Through living life, objects cannot be avoided. Every day humans encounter countless objects from a ring passed down through generations in a family, to the wrapper that their purchased lunch came in. Throughout societies people have created a hierarchy of things that are deemed more important based on their own personal criteria. As the world continues to develop into the digital, our connections with objects feel more important. The objects in Talora’s work breathe a new meaning to everyday items, highlighting their original importance and challenging their limits.
The kitchen is an important place in every house, it is an important place for wellbeing and survival. The idea behind this project was to take that comfort and manipulate it in order to understand the artist's relationship with fear.
To fear something is the instinctual reaction to a stimulus that evokes some form of danger. However, when a fear response is out of proportion to the circumstance, these are considered irrational fears. Irrational fears can become so common that they are labeled rational, such as a fear of the common house spider. A fear of fish, Ichthyophobia, remains irrational, unless the subject is a plankter.
This collection looks at what the world would look like if the objects that society uses every day, reflected the users emotional state. If the objects that are relied upon to live, started mirroring emotions that are deemed inconsequential. People would be unable to dismiss ‘messy’ feelings when the items in front of them failed to carry out their purpose.
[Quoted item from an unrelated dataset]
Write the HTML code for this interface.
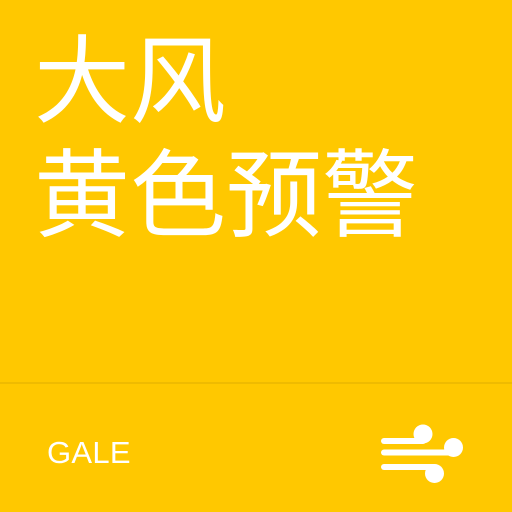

Through this collection, Talora documented her reaction to preparing a series of meals that featured a whole fish. Talora’s methods were based around the principles of exposure therapy combined with art therapy. Through these documented subjections to the stimulus, she was able to increase prolonged exposure to sea-life, however, becoming increasingly more interested in the fear response itself.
“There is no room for personalised words to express individual emotions in a greater language. Fear is the general terminology, but no two experiences are the same. Through art, however, we are able to express these feelings through objects. This collection is my way of breaking down how I experience fear. The audience is invited to use these objects to feel with me, or to use them to aid their own expression.”